To trace the growth and development of this form of love—for love it was in the most modern sense of the word—would be extremely interesting; but it would be a long and difficult undertaking, which cannot be attempted here. The main outlines of its history are, however, sufficiently clear. Originating in the companionship of the battle-field, where the younger and weaker combatants would naturally look to their elders for help and support, it introduced itself also, as we have seen, into those peaceful exercises which serve to train the soldier; and hence, as soon as we find civilised communities, we find both the army and the gymnasium organised with reference to it. When a somewhat more settled condition of affairs had succeeded to the constant warfare of earlier times, we find it losing to some extent its distinctively military character, though this never entirely disappears, as is clear from the institution by Epaminondas of that “Sacred Band” of which we have had occasion to speak already. And so, in peace and war alike, it continues throughout classical times a dominating element in Greek society. Its highest development was due, of course, to Socrates and his followers; but from the end of the fifth century onwards it was beginning to lose its hold upon the Greek mind. The improved position of women, and that improved way of regarding them which was gradually springing up about this time, could not fail to affect it prejudicially, while other equally potent causes were at work to bring about its overthrow; indeed, it is not long before we find writers speaking in open disparagement of it.[148] And in all probability this contempt for the “hypocrisy of the philosophers” was now, to a great extent, justified; for there is little reason to suppose that at this period that high standard of moral purity, with which this form of love had been originally associated, was any longer a prominent feature of it.
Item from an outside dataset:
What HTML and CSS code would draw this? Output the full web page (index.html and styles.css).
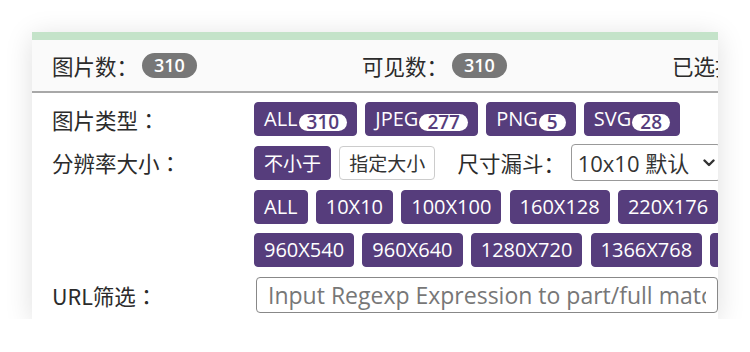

The Macedonians, in destroying the old Greek states, were destroying at once the home of its birth and the cause of its existence. It is small wonder that it failed, like so many other of the old Greek institutions, to adapt itself to its new surroundings, and that it could not survive the downfall of those virtues of patriotism and independence of which it was at once the outcome and the emblem.

But the fragrance of its early purity and beauty was never quite lost, as long as the classical world remained. In well-nigh all the poetry dealing with it there is a tone of dignity and chivalry to which the poetry addressed to women never, perhaps, wholly attained. The charming grace of the 12th Idyll of Theocritus is unsurpassed in any of his other works; the passionate despair of the 23rd is unequalled. The contrast in tone between the 12th and the 5th books of the Anthology is one of the most remarkable features of that remarkable collection of poems.[149] Even Catullus, when striving to give expression to a love purer and more intense than any Roman had ever known, still feels the spell of early Greece upon him.

“tunc te dilexi, non tantum ut vulgus amicam,

sed pater ut natos diligit et generos,”

he exclaims. “I loved you, not as a man loves a woman, but as a man loves a youth!”[150]

We have hitherto been speaking chiefly of the social aspect of this form of love; we can now proceed to examine somewhat more in detail its influence upon literature. And here two striking facts will at once present themselves to us, the exact converse of those which met us when examining the early literary treatment of woman-love. From the earliest period onwards we shall find the love of man for man taking a prominent place in poetry, while at the same time this love as there depicted is remarkable for its chivalrous and unsensual character. In other words, while the love of man to woman was among the early Greeks a love of the senses, the love of man to man was a love of the soul.

Of the Iliad we have spoken already, and we need not speak further, for though, as we have already pointed out, the relations between various of the Greek heroes there described are strong presumptive evidence of a state of affairs parallel to that which we know to have existed in historical times,[151] it is in the nature of an epic to be unable to supply proof of so positive a kind as is to be found in lyric poetry, which is generally, anyhow in early times, the expression of the writer’s actual feelings with reference to actual surrounding circumstances.